#### [THE EXERCISE]
Output all the data exactly. Pictures do not belong in the copy.

-- START STORED DATA --

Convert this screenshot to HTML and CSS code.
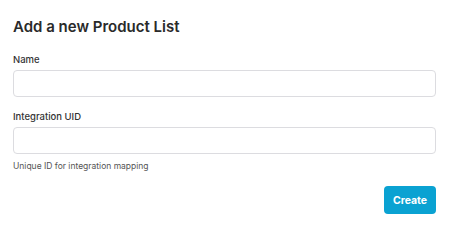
FILE: index.html
```html
<!DOCTYPE html>
<html lang="en">
<head>
<meta charset="UTF-8" />
<meta name="viewport" content="width=device-width, initial-scale=1" />
<title>Add a new Product List</title>
<link rel="stylesheet" href="styles.css">
</head>
<body>

<!-- Yeni liste formu -->
<form class="panel">
  <h2>Add a new Product List</h2>

  <div class="field">
    <label for="listName">Name</label>
    <input type="text" id="listName" autocomplete="off" />
  </div>

  <div class="field">
    <label for="listUid">Integration UID</label>
    <input type="text" id="listUid" autocomplete="off" />
    <div class="hint">Unique ID for integration mapping</div>
  </div>

  <div class="actions">
    <button type="button">Create</button>
  </div>
</form>

</body>
</html>
```

FILE: styles.css
```css
/* Temel stil */
body {
  margin: 0;
  padding: 0;
  background: #fff;
  color: #2b2b2b;
  font-family: Inter, 'Noto Sans', sans-serif;
}
.panel {
  padding: 17px 39px 0 13px;
}
h2 {
  margin: 0 0 17px 0;
  font-size: 15px;
  line-height: 20px;
  font-weight: 600;
  color: #2a2a2a;
}
.field {
  margin-bottom: 14px;
}
label {
  display: block;
  font-size: 9.5px;
  font-weight: 500;
  line-height: 12px;
  color: #333;
  margin-bottom: 4px;
}
input {
  display: block;
  box-sizing: border-box;
  width: 100%;
  height: 27px;
  border: 1px solid #dcdce0;
  border-radius: 4px;
  padding: 0 8px;
  font-size: 12px;
  outline: none;
}
.hint {
  margin-top: 6px;
  font-size: 8.5px;
  line-height: 12px;
  color: #555;
}
.actions {
  display: flex;
  justify-content: flex-end;
  margin-top: 11px;
}
button {
  background: #0aa2d2;
  border: none;
  border-radius: 4px;
  color: #fff;
  font-family: inherit;
  font-size: 10.5px;
  font-weight: 700;
  width: 52px;
  height: 28px;
  padding: 0;
  cursor: pointer;
}
```
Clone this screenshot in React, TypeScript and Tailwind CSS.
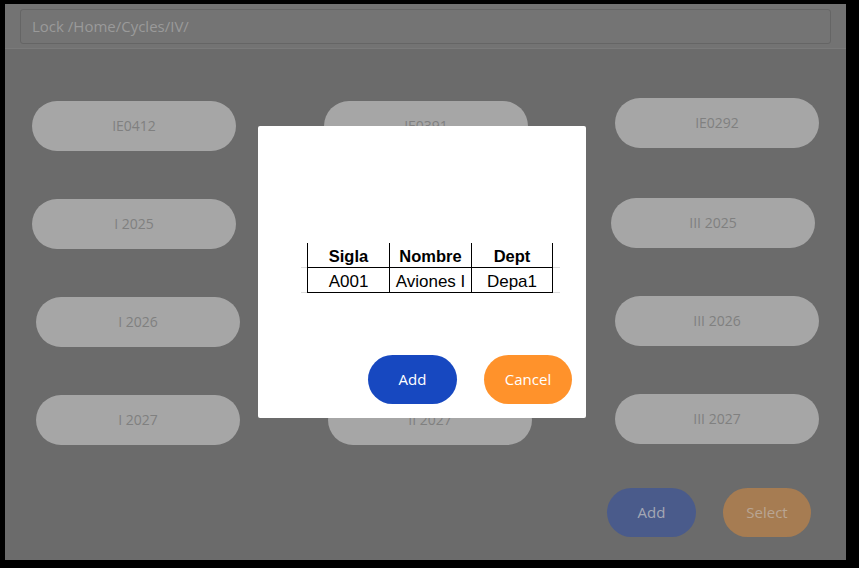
import React from "react";

const font = { fontFamily: '"Open Sans", "Noto Sans", sans-serif' };

function Pill({ label, className }: { label: string; className: string }) {
  return (
    <div
      className={
        "flex h-[50px] w-[204px] items-center justify-center rounded-full bg-[#a6a6a6] pb-[1px] text-[14px] text-[#808080] " +
        className
      }
    >
      {label}
    </div>
  );
}

export default function App() {
  return (
    <div className="relative h-[568px] w-[859px] overflow-hidden bg-black pl-[5px] pt-[4px]" style={font}>
      <div className="flex h-[556px] w-[841px] flex-col bg-[#6b6b6b]">
        {/* header */}
        <div className="h-[45px] border-b border-[#7a7a7a] bg-[#737373] px-[15px] pt-[5px]">
          <div className="flex h-[35px] items-center rounded-[3px] border border-[#656565] bg-[#747474] px-[11px] text-[15px] text-[#9a9a9a]">
            Lock /Home/Cycles/IV/
          </div>
        </div>

        {/* pills */}
        <div className="flex pt-[52px]">
          <div className="ml-[27px] flex flex-col gap-[48px]">
            <Pill label="IE0412" className="" />
            <Pill label="I 2025" className="" />
            <Pill label="I 2026" className="ml-[4px]" />
            <Pill label="I 2027" className="ml-[4px]" />
          </div>
          <div className="ml-[84px] flex flex-col gap-[48px]">
            <Pill label="IE0391" className="" />
            <Pill label="II 2025" className="" />
            <Pill label="II 2026" className="" />
            <Pill label="II 2027" className="ml-[4px]" />
          </div>
          <div className="ml-[83px] -mt-[3px] flex flex-col">
            <Pill label="IE0292" className="" />
            <Pill label="III 2025" className="-ml-[4px] mt-[50px]" />
            <Pill label="III 2026" className="mt-[48px]" />
            <Pill label="III 2027" className="mt-[48px]" />
          </div>
        </div>

        {/* bottom buttons */}
        <div className="mt-auto mb-[23px] flex justify-end gap-[27px] pr-[35px]">
          <div className="flex h-[49px] w-[89px] items-center justify-center rounded-full bg-[#4a5b8b] text-[15px] text-[#a4a8b4]">
            Add
          </div>
          <div className="flex h-[49px] w-[88px] items-center justify-center rounded-full bg-[#a67c52] text-[15px] text-[#b9a592]">
            Select
          </div>
        </div>
      </div>

      {/* modal */}
      <div className="absolute left-[258px] top-[126px] flex h-[292px] w-[328px] flex-col rounded-[2px] bg-white">
        <div
          className="ml-[43px] mt-[117px] flex flex-col text-black"
          style={{ fontFamily: '"Liberation Sans", Arial, sans-serif' }}
        >
          <div className="flex h-[25px]">
            <div className="w-[6px] border-b border-[#dcdcdc]" />
            <div className="flex w-[82px] items-center justify-center border-b border-l border-black pt-[3px] text-[16.5px] font-bold">
              Sigla
            </div>
            <div className="flex w-[82px] items-center justify-center border-b border-l border-black pt-[3px] text-[16.5px] font-bold">
              Nombre
            </div>
            <div className="flex w-[82px] items-center justify-center border-b border-l border-r border-black pt-[3px] text-[16.5px] font-bold">
              Dept
            </div>
            <div className="w-[7px] border-b border-[#dcdcdc]" />
          </div>
          <div className="flex h-[25px]">
            <div className="w-[6px] border-b border-[#dcdcdc]" />
            <div className="flex w-[82px] items-center justify-center border-b border-l border-black pt-[3px] text-[17px]">
              A001
            </div>
            <div className="flex w-[82px] items-center justify-center border-b border-l border-black pt-[3px] text-[17px]">
              Aviones I
            </div>
            <div className="flex w-[82px] items-center justify-center border-b border-l border-r border-black pt-[3px] text-[17px]">
              Depa1
            </div>
            <div className="w-[7px] border-b border-[#dcdcdc]" />
          </div>
        </div>
        <div className="mt-auto mb-[14px] flex justify-end gap-[27px] pr-[14px]">
          <div className="flex h-[49px] w-[89px] items-center justify-center rounded-full bg-[#1748c0] text-[15px] text-white">
            Add
          </div>
          <div className="flex h-[49px] w-[88px] items-center justify-center rounded-full bg-[#ff922b] text-[15px] text-white">
            Cancel
          </div>
        </div>
      </div>
    </div>
  );
}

-- END STORED DATA --

#### [ANSWER TO THE TASK]
Convert this screenshot to HTML and CSS code.
FILE: index.html
```html
<!DOCTYPE html>
<html lang="en">
<head>
<meta charset="UTF-8" />
<meta name="viewport" content="width=device-width, initial-scale=1" />
<title>Add a new Product List</title>
<link rel="stylesheet" href="styles.css">
</head>
<body>

<!-- Yeni liste formu -->
<form class="panel">
  <h2>Add a new Product List</h2>

  <div class="field">
    <label for="listName">Name</label>
    <input type="text" id="listName" autocomplete="off" />
  </div>

  <div class="field">
    <label for="listUid">Integration UID</label>
    <input type="text" id="listUid" autocomplete="off" />
    <div class="hint">Unique ID for integration mapping</div>
  </div>

  <div class="actions">
    <button type="button">Create</button>
  </div>
</form>

</body>
</html>
```

FILE: styles.css
```css
/* Temel stil */
body {
  margin: 0;
  padding: 0;
  background: #fff;
  color: #2b2b2b;
  font-family: Inter, 'Noto Sans', sans-serif;
}
.panel {
  padding: 17px 39px 0 13px;
}
h2 {
  margin: 0 0 17px 0;
  font-size: 15px;
  line-height: 20px;
  font-weight: 600;
  color: #2a2a2a;
}
.field {
  margin-bottom: 14px;
}
label {
  display: block;
  font-size: 9.5px;
  font-weight: 500;
  line-height: 12px;
  color: #333;
  margin-bottom: 4px;
}
input {
  display: block;
  box-sizing: border-box;
  width: 100%;
  height: 27px;
  border: 1px solid #dcdce0;
  border-radius: 4px;
  padding: 0 8px;
  font-size: 12px;
  outline: none;
}
.hint {
  margin-top: 6px;
  font-size: 8.5px;
  line-height: 12px;
  color: #555;
}
.actions {
  display: flex;
  justify-content: flex-end;
  margin-top: 11px;
}
button {
  background: #0aa2d2;
  border: none;
  border-radius: 4px;
  color: #fff;
  font-family: inherit;
  font-size: 10.5px;
  font-weight: 700;
  width: 52px;
  height: 28px;
  padding: 0;
  cursor: pointer;
}
```
Clone this screenshot in React, TypeScript and Tailwind CSS.
import React from "react";

const font = { fontFamily: '"Open Sans", "Noto Sans", sans-serif' };

function Pill({ label, className }: { label: string; className: string }) {
  return (
    <div
      className={
        "flex h-[50px] w-[204px] items-center justify-center rounded-full bg-[#a6a6a6] pb-[1px] text-[14px] text-[#808080] " +
        className
      }
    >
      {label}
    </div>
  );
}

export default function App() {
  return (
    <div className="relative h-[568px] w-[859px] overflow-hidden bg-black pl-[5px] pt-[4px]" style={font}>
      <div className="flex h-[556px] w-[841px] flex-col bg-[#6b6b6b]">
        {/* header */}
        <div className="h-[45px] border-b border-[#7a7a7a] bg-[#737373] px-[15px] pt-[5px]">
          <div className="flex h-[35px] items-center rounded-[3px] border border-[#656565] bg-[#747474] px-[11px] text-[15px] text-[#9a9a9a]">
            Lock /Home/Cycles/IV/
          </div>
        </div>

        {/* pills */}
        <div className="flex pt-[52px]">
          <div className="ml-[27px] flex flex-col gap-[48px]">
            <Pill label="IE0412" className="" />
            <Pill label="I 2025" className="" />
            <Pill label="I 2026" className="ml-[4px]" />
            <Pill label="I 2027" className="ml-[4px]" />
          </div>
          <div className="ml-[84px] flex flex-col gap-[48px]">
            <Pill label="IE0391" className="" />
            <Pill label="II 2025" className="" />
            <Pill label="II 2026" className="" />
            <Pill label="II 2027" className="ml-[4px]" />
          </div>
          <div className="ml-[83px] -mt-[3px] flex flex-col">
            <Pill label="IE0292" className="" />
            <Pill label="III 2025" className="-ml-[4px] mt-[50px]" />
            <Pill label="III 2026" className="mt-[48px]" />
            <Pill label="III 2027" className="mt-[48px]" />
          </div>
        </div>

        {/* bottom buttons */}
        <div className="mt-auto mb-[23px] flex justify-end gap-[27px] pr-[35px]">
          <div className="flex h-[49px] w-[89px] items-center justify-center rounded-full bg-[#4a5b8b] text-[15px] text-[#a4a8b4]">
            Add
          </div>
          <div className="flex h-[49px] w-[88px] items-center justify-center rounded-full bg-[#a67c52] text-[15px] text-[#b9a592]">
            Select
          </div>
        </div>
      </div>

      {/* modal */}
      <div className="absolute left-[258px] top-[126px] flex h-[292px] w-[328px] flex-col rounded-[2px] bg-white">
        <div
          className="ml-[43px] mt-[117px] flex flex-col text-black"
          style={{ fontFamily: '"Liberation Sans", Arial, sans-serif' }}
        >
          <div className="flex h-[25px]">
            <div className="w-[6px] border-b border-[#dcdcdc]" />
            <div className="flex w-[82px] items-center justify-center border-b border-l border-black pt-[3px] text-[16.5px] font-bold">
              Sigla
            </div>
            <div className="flex w-[82px] items-center justify-center border-b border-l border-black pt-[3px] text-[16.5px] font-bold">
              Nombre
            </div>
            <div className="flex w-[82px] items-center justify-center border-b border-l border-r border-black pt-[3px] text-[16.5px] font-bold">
              Dept
            </div>
            <div className="w-[7px] border-b border-[#dcdcdc]" />
          </div>
          <div className="flex h-[25px]">
            <div className="w-[6px] border-b border-[#dcdcdc]" />
            <div className="flex w-[82px] items-center justify-center border-b border-l border-black pt-[3px] text-[17px]">
              A001
            </div>
            <div className="flex w-[82px] items-center justify-center border-b border-l border-black pt-[3px] text-[17px]">
              Aviones I
            </div>
            <div className="flex w-[82px] items-center justify-center border-b border-l border-r border-black pt-[3px] text-[17px]">
              Depa1
            </div>
            <div className="w-[7px] border-b border-[#dcdcdc]" />
          </div>
        </div>
        <div className="mt-auto mb-[14px] flex justify-end gap-[27px] pr-[14px]">
          <div className="flex h-[49px] w-[89px] items-center justify-center rounded-full bg-[#1748c0] text-[15px] text-white">
            Add
          </div>
          <div className="flex h-[49px] w-[88px] items-center justify-center rounded-full bg-[#ff922b] text-[15px] text-white">
            Cancel
          </div>
        </div>
      </div>
    </div>
  );
}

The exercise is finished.